** AIM **
Show all lines holding the string "TypeScript".

═══ RAW RECORDS ═══

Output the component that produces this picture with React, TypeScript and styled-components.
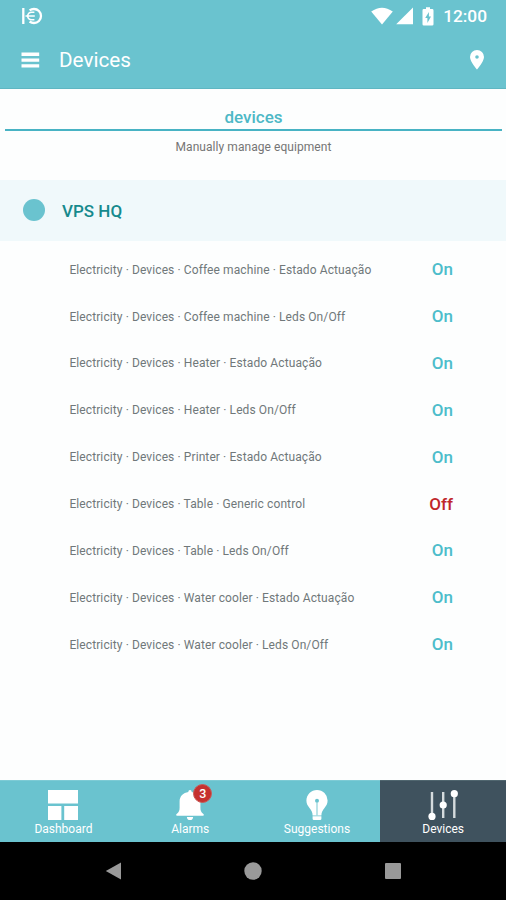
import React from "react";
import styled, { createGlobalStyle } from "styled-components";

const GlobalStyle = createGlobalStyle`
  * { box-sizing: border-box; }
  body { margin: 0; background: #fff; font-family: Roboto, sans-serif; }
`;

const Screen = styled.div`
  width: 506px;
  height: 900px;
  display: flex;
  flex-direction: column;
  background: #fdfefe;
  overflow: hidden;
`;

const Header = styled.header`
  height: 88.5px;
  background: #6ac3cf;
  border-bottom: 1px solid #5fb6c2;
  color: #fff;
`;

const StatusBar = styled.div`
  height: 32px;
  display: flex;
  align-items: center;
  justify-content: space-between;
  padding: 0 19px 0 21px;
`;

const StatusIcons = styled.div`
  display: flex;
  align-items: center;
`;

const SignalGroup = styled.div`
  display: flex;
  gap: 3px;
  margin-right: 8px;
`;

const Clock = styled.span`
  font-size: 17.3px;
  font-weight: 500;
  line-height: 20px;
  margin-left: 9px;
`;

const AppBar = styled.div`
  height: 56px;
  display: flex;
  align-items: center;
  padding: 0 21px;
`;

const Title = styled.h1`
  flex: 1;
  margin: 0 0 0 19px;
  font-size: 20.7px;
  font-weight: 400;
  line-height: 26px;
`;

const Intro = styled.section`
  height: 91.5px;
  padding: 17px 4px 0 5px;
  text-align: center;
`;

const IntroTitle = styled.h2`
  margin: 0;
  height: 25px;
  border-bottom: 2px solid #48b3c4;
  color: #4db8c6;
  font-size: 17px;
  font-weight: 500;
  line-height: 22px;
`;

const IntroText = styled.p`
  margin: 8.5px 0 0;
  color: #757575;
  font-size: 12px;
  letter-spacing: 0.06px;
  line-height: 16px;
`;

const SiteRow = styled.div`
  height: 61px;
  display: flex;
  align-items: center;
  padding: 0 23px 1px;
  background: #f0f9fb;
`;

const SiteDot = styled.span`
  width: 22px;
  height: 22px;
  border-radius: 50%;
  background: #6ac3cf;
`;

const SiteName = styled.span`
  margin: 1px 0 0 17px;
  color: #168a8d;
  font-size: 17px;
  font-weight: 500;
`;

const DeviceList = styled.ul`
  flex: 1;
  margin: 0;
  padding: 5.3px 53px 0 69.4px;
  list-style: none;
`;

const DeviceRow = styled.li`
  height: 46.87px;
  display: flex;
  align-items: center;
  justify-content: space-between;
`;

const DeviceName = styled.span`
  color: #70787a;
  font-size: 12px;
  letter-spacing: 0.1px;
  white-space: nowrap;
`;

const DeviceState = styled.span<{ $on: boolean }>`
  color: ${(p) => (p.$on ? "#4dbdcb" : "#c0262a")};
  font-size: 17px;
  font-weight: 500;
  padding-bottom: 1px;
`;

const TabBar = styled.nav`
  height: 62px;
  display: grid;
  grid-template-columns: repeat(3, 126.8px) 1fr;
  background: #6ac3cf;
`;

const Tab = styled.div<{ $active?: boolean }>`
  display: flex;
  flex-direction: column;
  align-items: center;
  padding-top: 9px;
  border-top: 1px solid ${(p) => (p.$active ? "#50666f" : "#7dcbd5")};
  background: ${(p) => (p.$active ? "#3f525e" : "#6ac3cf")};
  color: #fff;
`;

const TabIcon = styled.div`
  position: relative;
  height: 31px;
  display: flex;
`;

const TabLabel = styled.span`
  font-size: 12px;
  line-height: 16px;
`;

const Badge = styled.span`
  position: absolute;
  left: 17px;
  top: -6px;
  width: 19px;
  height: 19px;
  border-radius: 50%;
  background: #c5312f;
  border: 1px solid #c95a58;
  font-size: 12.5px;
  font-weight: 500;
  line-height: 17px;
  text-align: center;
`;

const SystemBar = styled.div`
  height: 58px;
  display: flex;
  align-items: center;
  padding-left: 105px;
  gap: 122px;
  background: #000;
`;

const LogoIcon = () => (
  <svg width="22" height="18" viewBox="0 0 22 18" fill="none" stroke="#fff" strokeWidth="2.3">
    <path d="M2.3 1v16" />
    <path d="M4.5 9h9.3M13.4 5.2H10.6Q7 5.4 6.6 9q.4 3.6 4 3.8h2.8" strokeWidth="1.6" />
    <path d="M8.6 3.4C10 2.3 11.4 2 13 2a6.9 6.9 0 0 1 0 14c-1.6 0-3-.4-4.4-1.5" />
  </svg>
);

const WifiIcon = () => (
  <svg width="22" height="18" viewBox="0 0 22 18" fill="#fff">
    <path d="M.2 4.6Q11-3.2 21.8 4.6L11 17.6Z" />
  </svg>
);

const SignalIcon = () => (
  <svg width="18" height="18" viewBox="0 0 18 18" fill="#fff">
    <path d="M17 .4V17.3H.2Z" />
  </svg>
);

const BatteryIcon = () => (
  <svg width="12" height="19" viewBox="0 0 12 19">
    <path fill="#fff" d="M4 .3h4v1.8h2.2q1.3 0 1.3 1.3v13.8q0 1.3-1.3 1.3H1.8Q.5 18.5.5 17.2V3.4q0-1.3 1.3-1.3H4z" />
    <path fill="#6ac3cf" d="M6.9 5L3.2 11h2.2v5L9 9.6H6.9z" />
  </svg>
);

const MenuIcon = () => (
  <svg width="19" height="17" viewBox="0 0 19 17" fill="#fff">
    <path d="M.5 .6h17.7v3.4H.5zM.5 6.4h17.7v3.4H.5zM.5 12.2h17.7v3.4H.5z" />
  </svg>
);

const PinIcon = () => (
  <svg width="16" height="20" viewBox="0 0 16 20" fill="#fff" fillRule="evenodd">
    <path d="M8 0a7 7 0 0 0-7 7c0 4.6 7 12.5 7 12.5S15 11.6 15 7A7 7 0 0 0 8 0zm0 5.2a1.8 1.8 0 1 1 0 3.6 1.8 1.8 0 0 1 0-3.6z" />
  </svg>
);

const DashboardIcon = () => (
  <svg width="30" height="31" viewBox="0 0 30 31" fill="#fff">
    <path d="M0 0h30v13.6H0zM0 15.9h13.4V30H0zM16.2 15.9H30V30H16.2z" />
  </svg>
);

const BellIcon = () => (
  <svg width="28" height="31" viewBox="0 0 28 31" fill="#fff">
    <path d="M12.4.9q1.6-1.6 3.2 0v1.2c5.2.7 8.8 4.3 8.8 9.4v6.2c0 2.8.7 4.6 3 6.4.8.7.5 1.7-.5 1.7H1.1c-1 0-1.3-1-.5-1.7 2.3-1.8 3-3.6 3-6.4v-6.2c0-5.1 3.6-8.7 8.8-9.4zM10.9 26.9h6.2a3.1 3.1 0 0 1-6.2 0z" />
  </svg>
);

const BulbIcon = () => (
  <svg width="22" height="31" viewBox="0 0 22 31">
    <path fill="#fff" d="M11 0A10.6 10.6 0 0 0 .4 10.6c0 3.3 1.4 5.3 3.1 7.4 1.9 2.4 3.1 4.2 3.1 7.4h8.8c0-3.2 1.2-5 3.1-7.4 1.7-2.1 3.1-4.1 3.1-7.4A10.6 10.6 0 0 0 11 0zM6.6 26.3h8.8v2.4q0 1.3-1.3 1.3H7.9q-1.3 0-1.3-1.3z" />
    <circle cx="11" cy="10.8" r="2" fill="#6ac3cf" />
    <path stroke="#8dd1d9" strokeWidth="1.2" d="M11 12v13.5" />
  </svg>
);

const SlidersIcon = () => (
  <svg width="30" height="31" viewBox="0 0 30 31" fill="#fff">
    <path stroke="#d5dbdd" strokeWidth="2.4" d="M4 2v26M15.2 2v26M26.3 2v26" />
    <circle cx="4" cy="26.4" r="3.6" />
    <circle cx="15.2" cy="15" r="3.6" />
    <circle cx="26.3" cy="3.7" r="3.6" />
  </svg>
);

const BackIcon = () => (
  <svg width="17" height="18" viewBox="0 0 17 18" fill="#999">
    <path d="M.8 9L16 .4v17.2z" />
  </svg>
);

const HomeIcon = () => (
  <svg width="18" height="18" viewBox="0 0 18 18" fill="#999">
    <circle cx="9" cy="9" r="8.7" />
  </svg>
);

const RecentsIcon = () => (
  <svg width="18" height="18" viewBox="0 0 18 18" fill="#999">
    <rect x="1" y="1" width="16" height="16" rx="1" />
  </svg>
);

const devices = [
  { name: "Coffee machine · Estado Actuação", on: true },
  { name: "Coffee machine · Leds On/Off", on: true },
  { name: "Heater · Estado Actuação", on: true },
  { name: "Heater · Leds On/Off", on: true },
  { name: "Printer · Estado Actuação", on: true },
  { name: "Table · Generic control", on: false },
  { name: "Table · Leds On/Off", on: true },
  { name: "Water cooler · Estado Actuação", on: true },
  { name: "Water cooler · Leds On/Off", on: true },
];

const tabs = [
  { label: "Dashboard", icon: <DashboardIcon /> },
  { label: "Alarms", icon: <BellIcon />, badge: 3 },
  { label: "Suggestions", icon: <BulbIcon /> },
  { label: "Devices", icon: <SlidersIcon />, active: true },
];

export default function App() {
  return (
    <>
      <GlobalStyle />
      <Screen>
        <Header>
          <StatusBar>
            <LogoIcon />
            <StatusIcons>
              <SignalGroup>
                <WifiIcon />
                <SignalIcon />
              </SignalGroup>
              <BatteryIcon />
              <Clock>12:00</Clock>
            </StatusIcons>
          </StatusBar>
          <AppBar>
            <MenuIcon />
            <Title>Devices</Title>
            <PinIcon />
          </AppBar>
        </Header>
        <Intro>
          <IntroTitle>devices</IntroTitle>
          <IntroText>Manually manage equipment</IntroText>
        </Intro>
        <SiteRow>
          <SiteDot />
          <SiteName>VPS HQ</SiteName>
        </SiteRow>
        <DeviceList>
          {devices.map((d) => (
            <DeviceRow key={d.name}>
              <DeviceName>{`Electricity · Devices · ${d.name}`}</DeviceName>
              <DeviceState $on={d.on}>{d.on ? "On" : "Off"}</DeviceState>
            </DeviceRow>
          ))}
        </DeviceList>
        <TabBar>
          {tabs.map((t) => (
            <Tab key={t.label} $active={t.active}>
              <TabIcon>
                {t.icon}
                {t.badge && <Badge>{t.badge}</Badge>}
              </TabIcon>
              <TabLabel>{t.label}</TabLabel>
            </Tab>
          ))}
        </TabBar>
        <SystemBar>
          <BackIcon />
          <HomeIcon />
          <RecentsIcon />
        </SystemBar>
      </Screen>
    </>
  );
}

═══
═══ RAW RECORDS ═══

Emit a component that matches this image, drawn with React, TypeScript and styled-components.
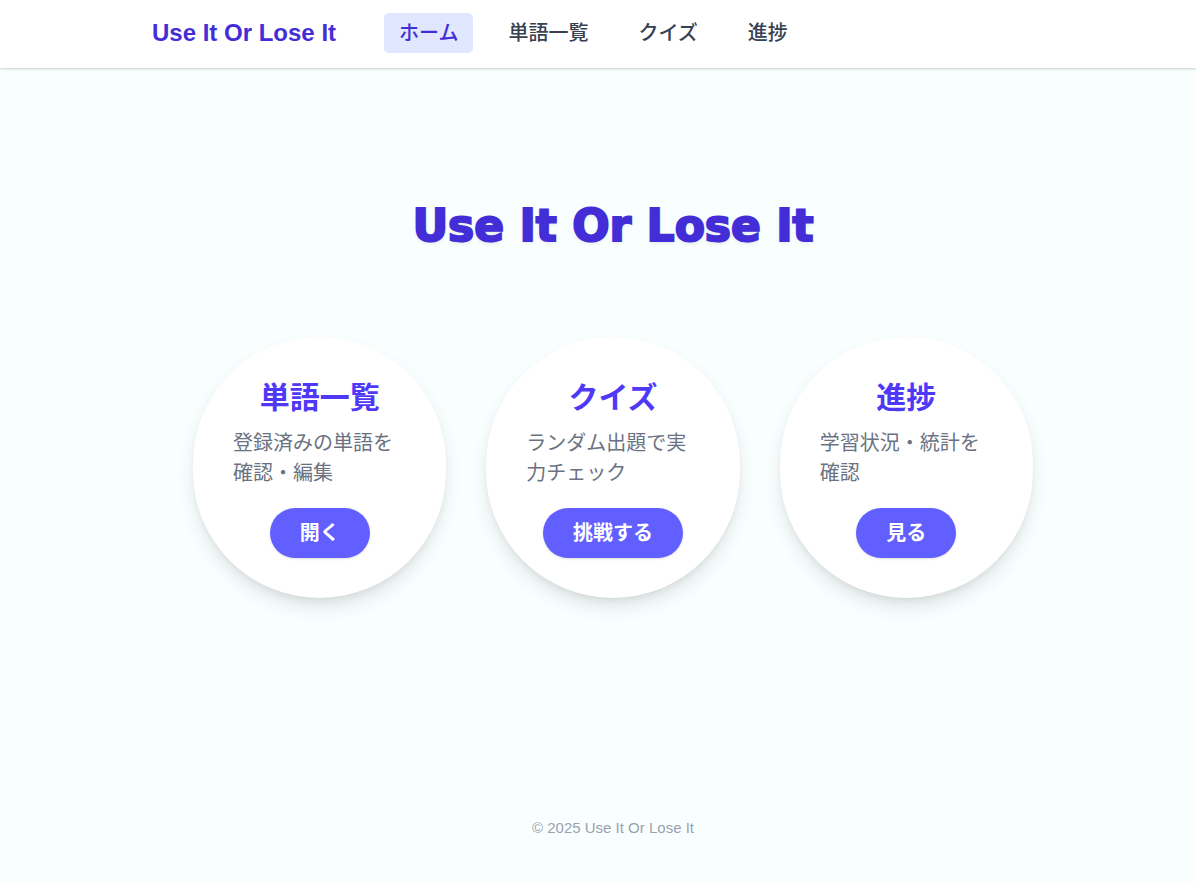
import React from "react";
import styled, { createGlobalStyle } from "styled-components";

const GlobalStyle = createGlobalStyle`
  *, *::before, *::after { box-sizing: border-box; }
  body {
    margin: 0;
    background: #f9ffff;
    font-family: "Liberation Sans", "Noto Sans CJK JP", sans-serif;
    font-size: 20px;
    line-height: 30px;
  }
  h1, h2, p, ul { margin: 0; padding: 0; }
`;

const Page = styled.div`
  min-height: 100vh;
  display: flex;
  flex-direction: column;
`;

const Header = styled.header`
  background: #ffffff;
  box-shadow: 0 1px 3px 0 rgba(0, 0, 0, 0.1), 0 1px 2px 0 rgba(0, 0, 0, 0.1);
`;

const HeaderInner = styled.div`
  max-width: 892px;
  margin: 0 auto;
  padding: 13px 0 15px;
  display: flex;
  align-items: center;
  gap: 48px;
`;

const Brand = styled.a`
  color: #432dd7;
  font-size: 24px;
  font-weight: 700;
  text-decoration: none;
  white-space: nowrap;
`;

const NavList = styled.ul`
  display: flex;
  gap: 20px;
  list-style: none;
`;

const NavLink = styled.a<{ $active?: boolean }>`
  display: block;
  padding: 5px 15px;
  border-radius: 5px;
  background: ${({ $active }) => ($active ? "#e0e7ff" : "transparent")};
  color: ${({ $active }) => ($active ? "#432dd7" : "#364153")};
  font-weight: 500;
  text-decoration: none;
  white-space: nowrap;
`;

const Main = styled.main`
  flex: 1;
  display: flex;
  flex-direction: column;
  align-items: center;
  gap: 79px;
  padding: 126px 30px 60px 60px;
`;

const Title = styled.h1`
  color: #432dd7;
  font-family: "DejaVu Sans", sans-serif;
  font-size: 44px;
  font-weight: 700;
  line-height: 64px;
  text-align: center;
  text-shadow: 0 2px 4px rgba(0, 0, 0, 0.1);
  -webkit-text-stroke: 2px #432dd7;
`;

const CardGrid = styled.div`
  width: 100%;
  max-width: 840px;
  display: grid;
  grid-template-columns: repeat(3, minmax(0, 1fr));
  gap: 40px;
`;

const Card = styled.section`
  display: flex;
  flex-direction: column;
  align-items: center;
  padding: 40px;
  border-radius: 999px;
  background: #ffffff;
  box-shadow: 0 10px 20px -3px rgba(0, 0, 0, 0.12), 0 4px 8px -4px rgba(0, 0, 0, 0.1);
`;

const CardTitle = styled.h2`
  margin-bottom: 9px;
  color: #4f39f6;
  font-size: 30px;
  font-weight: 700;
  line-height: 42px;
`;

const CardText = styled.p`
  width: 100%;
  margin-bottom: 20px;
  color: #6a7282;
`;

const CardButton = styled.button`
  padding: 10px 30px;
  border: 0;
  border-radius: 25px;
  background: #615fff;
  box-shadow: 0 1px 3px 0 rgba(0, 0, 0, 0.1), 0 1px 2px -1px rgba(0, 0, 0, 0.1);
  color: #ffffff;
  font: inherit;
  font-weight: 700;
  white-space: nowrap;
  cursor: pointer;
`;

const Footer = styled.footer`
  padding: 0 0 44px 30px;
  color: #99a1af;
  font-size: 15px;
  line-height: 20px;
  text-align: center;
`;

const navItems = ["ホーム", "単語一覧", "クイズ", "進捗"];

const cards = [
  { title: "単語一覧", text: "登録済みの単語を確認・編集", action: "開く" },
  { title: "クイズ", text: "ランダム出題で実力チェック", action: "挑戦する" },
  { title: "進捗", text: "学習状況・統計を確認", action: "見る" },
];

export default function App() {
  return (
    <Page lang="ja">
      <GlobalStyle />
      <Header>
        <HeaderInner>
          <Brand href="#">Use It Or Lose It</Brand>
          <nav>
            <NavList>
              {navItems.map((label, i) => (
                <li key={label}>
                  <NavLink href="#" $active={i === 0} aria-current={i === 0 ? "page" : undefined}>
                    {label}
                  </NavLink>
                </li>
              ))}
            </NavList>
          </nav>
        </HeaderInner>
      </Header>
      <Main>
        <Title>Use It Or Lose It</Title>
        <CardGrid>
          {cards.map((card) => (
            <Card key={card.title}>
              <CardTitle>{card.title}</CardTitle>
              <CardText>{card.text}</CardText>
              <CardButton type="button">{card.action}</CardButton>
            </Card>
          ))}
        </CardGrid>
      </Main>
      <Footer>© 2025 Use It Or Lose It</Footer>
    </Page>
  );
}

═══

** TASK SOLUTION **
Output the component that produces this picture with React, TypeScript and styled-components.
Emit a component that matches this image, drawn with React, TypeScript and styled-components.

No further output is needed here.